One after another, MPs refused to debate the issue. They are only accountable to voters in their ridings, they repeatedly told us. Their remarks were especially insulting to youth delegates, many of whom had taken five days out of their first week of school, taken time off work, travelled long distances and paid hundreds of dollars in fees and expenses to attend the convention. We were essentially being told that we did not have a say in party policy, we had wasted our time attending.
At one point, Comartin approached the chair of the meeting. Then the chair allowed two more speakers, the second of which just happened to be MP Jean Crowder, who was rushed up to the microphone to make a motion to table the resolution. Tabling a resolution essentially places it at the bottom of the priority list, thereby ensuring that it will never be debated on the convention floor.
Crowder’s motion went to an immediate vote, which was close enough that a second standing vote was necessary.

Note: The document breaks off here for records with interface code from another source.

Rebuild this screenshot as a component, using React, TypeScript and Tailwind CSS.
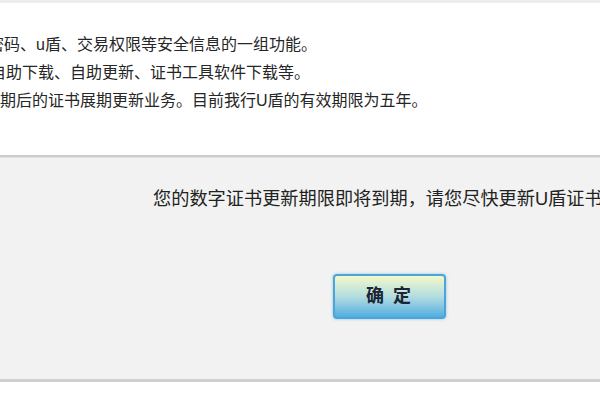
import React from "react";

const font = { fontFamily: "'Liberation Sans', 'Noto Sans CJK SC', sans-serif" };

export default function App() {
  return (
    <div className="w-[600px] h-[400px] overflow-hidden bg-white flex flex-col" style={font}>
      {/* top edge */}
      <div className="h-[3px] bg-[#ededed]" />

      {/* info text, clipped on the left */}
      <div className="h-[152px] pt-[28px] text-[16px] leading-[28px] text-[#262626] whitespace-nowrap overflow-hidden">
        <div className="-ml-[12px]">密码、u盾、交易权限等安全信息的一组功能。</div>
        <div className="-ml-[10px]">自助下载、自助更新、证书工具软件下载等。</div>
        <div>期后的证书展期更新业务。目前我行U盾的有效期限为五年。</div>
      </div>

      {/* dialog */}
      <div className="border-t-2 border-[#cbcbcb] border-b-[3px] border-b-[#cfcfcf] bg-[#f1f2f1] h-[227px] flex flex-col">
        <div className="border-t border-[#e2e2e2]" />
        <p className="pl-[153px] pt-[29px] text-[18.2px] leading-[24px] text-[#222] whitespace-nowrap overflow-hidden">
          您的数字证书更新期限即将到期，请您尽快更新U盾证书。
        </p>
        <div className="pl-[333px] mt-[63px]">
          <button className="w-[113px] h-[45px] rounded-[4px] border-2 border-[#4ba5d8] bg-linear-to-b from-[#f2f9c8] via-[#b3dde0] to-[#4fade0] shadow-[0_0_3px_rgba(80,160,220,0.6)] text-[18px] font-bold text-[#1b2533] tracking-[2px]">
            确 定
          </button>
        </div>
      </div>

      <div className="flex-1 bg-white" />
    </div>
  );
}
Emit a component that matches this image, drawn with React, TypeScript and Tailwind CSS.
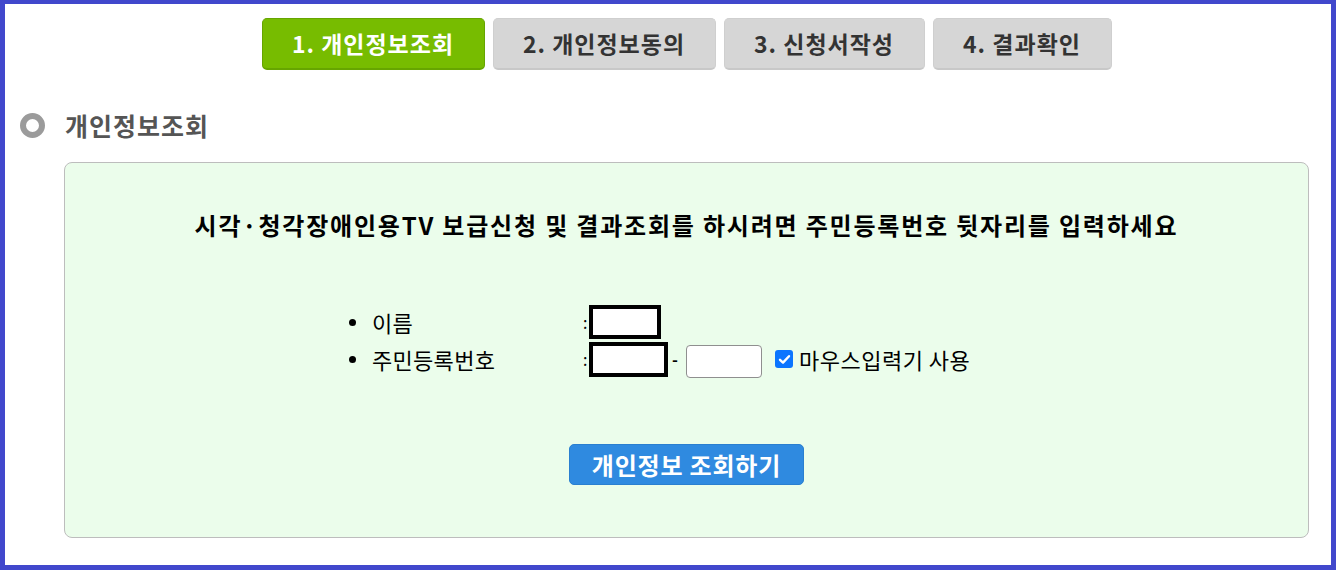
import React from "react";

const KR = { fontFamily: '"Noto Sans CJK KR", "Noto Sans", sans-serif' };

export default function App() {
  const steps = [
    { label: "1. 개인정보조회", w: "w-[223px]", active: true },
    { label: "2. 개인정보동의", w: "w-[223px]", active: false },
    { label: "3. 신청서작성", w: "w-[201px]", active: false },
    { label: "4. 결과확인", w: "w-[179px]", active: false },
  ];
  return (
    <div
      className="w-[1336px] h-[570px] box-border border-[5px] border-t-[4px] border-[#4148cc] bg-white overflow-hidden"
      style={KR}
    >
      <div className="flex justify-center gap-[8px] pt-[14px] pl-[59px] pr-[22px]">
        {steps.map((s) => (
          <div
            key={s.label}
            className={
              s.active
                ? `${s.w} h-[52px] rounded-[5px] bg-[#77bc00] border border-[#66a500] border-b-[2px] flex items-center justify-center text-white text-[23px] tracking-[1px] font-bold`
                : `${s.w} h-[52px] rounded-[5px] bg-[#d6d6d6] border border-[#cfcfcf] border-b-[2px] border-b-[#c8c8c8] flex items-center justify-center text-[#333333] text-[23px] tracking-[1px] font-bold`
            }
          >
            {s.label}
          </div>
        ))}
      </div>

      <div className="flex items-center mt-[41px] pl-[15px] h-[28px]">
        <div className="w-[25px] h-[25px] rounded-full border-[6px] border-[#9b9b9b]" />
        <div className="ml-[20px] text-[25px] tracking-[1px] font-bold text-[#555555] leading-none">개인정보조회</div>
      </div>

      <div className="ml-[59px] mr-[22px] mt-[23px] h-[376px] rounded-[8px] border border-[#bdbdbd] bg-[#ebfdeb] flex flex-col">
        <div className="mt-[47px] text-center text-[24px] font-bold text-black leading-[30px] tracking-[1.8px] whitespace-nowrap">
          시각·청각장애인용TV 보급신청 및 결과조회를 하시려면 주민등록번호 뒷자리를 입력하세요
        </div>

        <ul className="mt-[64px] pl-[284px] text-[22px] tracking-[0.3px] text-black">
          <li className="flex items-center h-[36px]">
            <span className="w-[7px] h-[7px] rounded-full bg-black" />
            <span className="ml-[16px] w-[211px]">이름</span>
            <span className="w-[6px] text-[16px]">:</span>
            <span className="w-[72px] h-[34px] border-[4px] border-black bg-white" />
          </li>
          <li className="flex items-center h-[38px]">
            <span className="w-[7px] h-[7px] rounded-full bg-black" />
            <span className="ml-[16px] w-[211px]">주민등록번호</span>
            <span className="w-[6px] text-[16px]">:</span>
            <span className="w-[79px] h-[35px] border-[4px] border-black bg-white" />
            <span className="ml-[4px] w-[14px] text-[16px] font-bold">-</span>
            <span className="w-[76px] h-[33px] mt-[4px] rounded-[4px] border border-[#8f8f8f] bg-white" />
            <span className="ml-[13px] w-[18px] h-[18px] rounded-[3px] bg-[#0b75ff] flex items-center justify-center">
              <svg width="13" height="13" viewBox="0 0 13 13">
                <path d="M2 6.8 L5 9.6 L11 3.2" stroke="white" strokeWidth="2.4" fill="none" strokeLinecap="round" strokeLinejoin="round" />
              </svg>
            </span>
            <span className="ml-[6px] text-[22px] tracking-[0.5px]">마우스입력기 사용</span>
          </li>
        </ul>

        <div className="mt-[66px] flex justify-center">
          <div className="w-[235px] h-[41px] rounded-[5px] bg-[#2f8ae0] border border-[#2a7fd0] flex items-center justify-center text-white text-[24px] tracking-[0.8px] font-bold">
            개인정보 조회하기
          </div>
        </div>
      </div>
    </div>
  );
}
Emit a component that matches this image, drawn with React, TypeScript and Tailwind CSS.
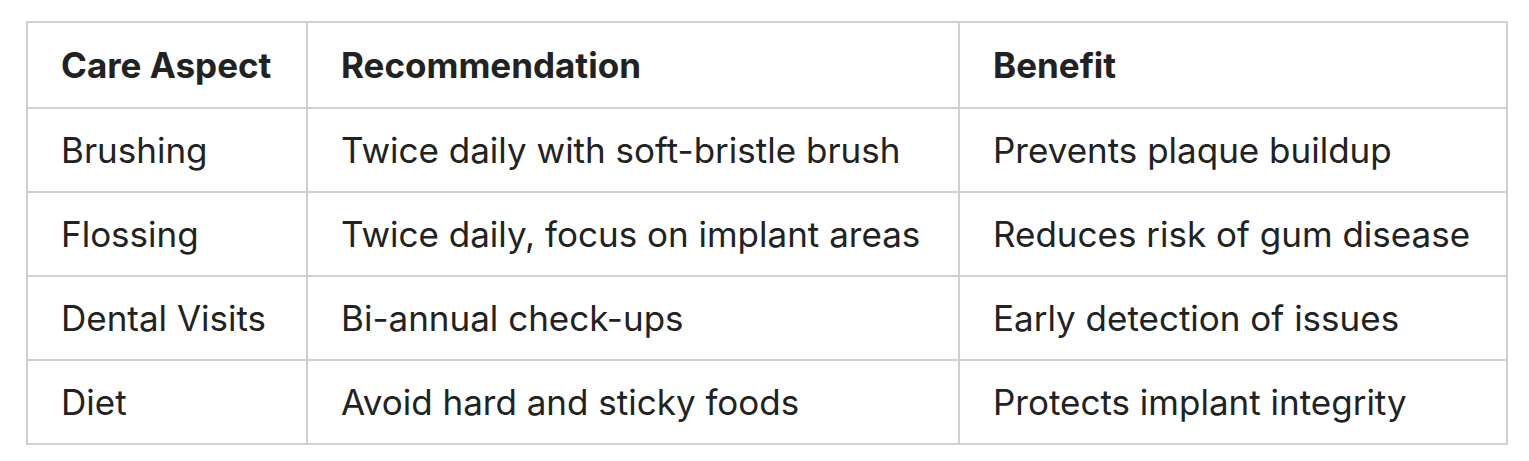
import React from 'react';

const rows = [
  ['Brushing', 'Twice daily with soft-bristle brush', 'Prevents plaque buildup'],
  ['Flossing', 'Twice daily, focus on implant areas', 'Reduces risk of gum disease'],
  ['Dental Visits', 'Bi-annual check-ups', 'Early detection of issues'],
  ['Diet', 'Avoid hard and sticky foods', 'Protects implant integrity'],
];

const App: React.FC = () => {
  return (
    <div className="bg-white w-[1529px] h-[461px] pt-[21px] pl-[26px]" style={{ fontFamily: 'Inter, "Noto Sans", sans-serif' }}>
      <table className="border-collapse text-[35px] leading-[48px] text-[#222222]">
        <thead>
          <tr>
            <th className="w-[280px] h-[86px] border-2 border-[#cfcfcf] px-[33px] text-left font-bold">Care Aspect</th>
            <th className="w-[652px] border-2 border-[#cfcfcf] px-[33px] text-left font-bold">Recommendation</th>
            <th className="w-[548px] border-2 border-[#cfcfcf] px-[33px] text-left font-bold">Benefit</th>
          </tr>
        </thead>
        <tbody>
          {rows.map((row) => (
            <tr key={row[0]}>
              {row.map((cell, i) => (
                <td key={i} className="h-[84px] border-2 border-[#cfcfcf] px-[33px] whitespace-nowrap">
                  {cell}
                </td>
              ))}
            </tr>
          ))}
        </tbody>
      </table>
    </div>
  );
};

export default App;
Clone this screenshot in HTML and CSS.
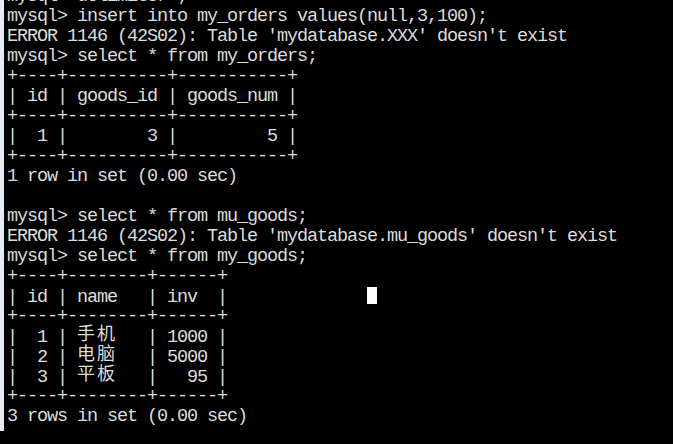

Whenever such votes are held, the rules stipulate that doors must be “tiled” to prevent anyone from entering the room to affect the result. Despite this rule, large numbers of people were ushered into the room to vote against the resolution, even as they went onto the second vote. Delegates ran up to microphones to call points of order on the blatant subversion of democracy, but the chair overruled.
Although supporters such as Libby Davies and Svend Robinson voted on our side, the motion passed by a slim majority and the resolution was effectively eliminated from debate. Many youth delegates and others who had seen what transpired began booing and crying out “shame” as about half of the delegates began pouring out of the room.
Comartin later admitted to, and tried to justify, the party organizing against us. He accused “the gay, lesbian, transgendered group and the youth, organized by their leadership” of “taking over” the panel. The vast gay conspiracy again!
After the way queers and youth were silenced at this convention, I have lost much of my faith in the NDP as a party that is willing to put principles and rational policy ahead of shortsighted electioneering.
The NDP and other political parties are more than happy to engage youth as young as 14 if they want to buy a membership, volunteer for a campaign or be used as props for a public event. But no one seems to think that these same young people should be genuinely consulted about legislation that affects them.
Similarly, the NDP has capitalized on its slightly superior track record on issues such as same-sex marriage in order to present itself as the only party to truly support queer equality. At the same time, party apparatchiks are shamelessly working against the interests of queer party activists.
It’s time for the lip service to end, and for all political parties to view queers and youth, and queer youth especially, as more than just tokens.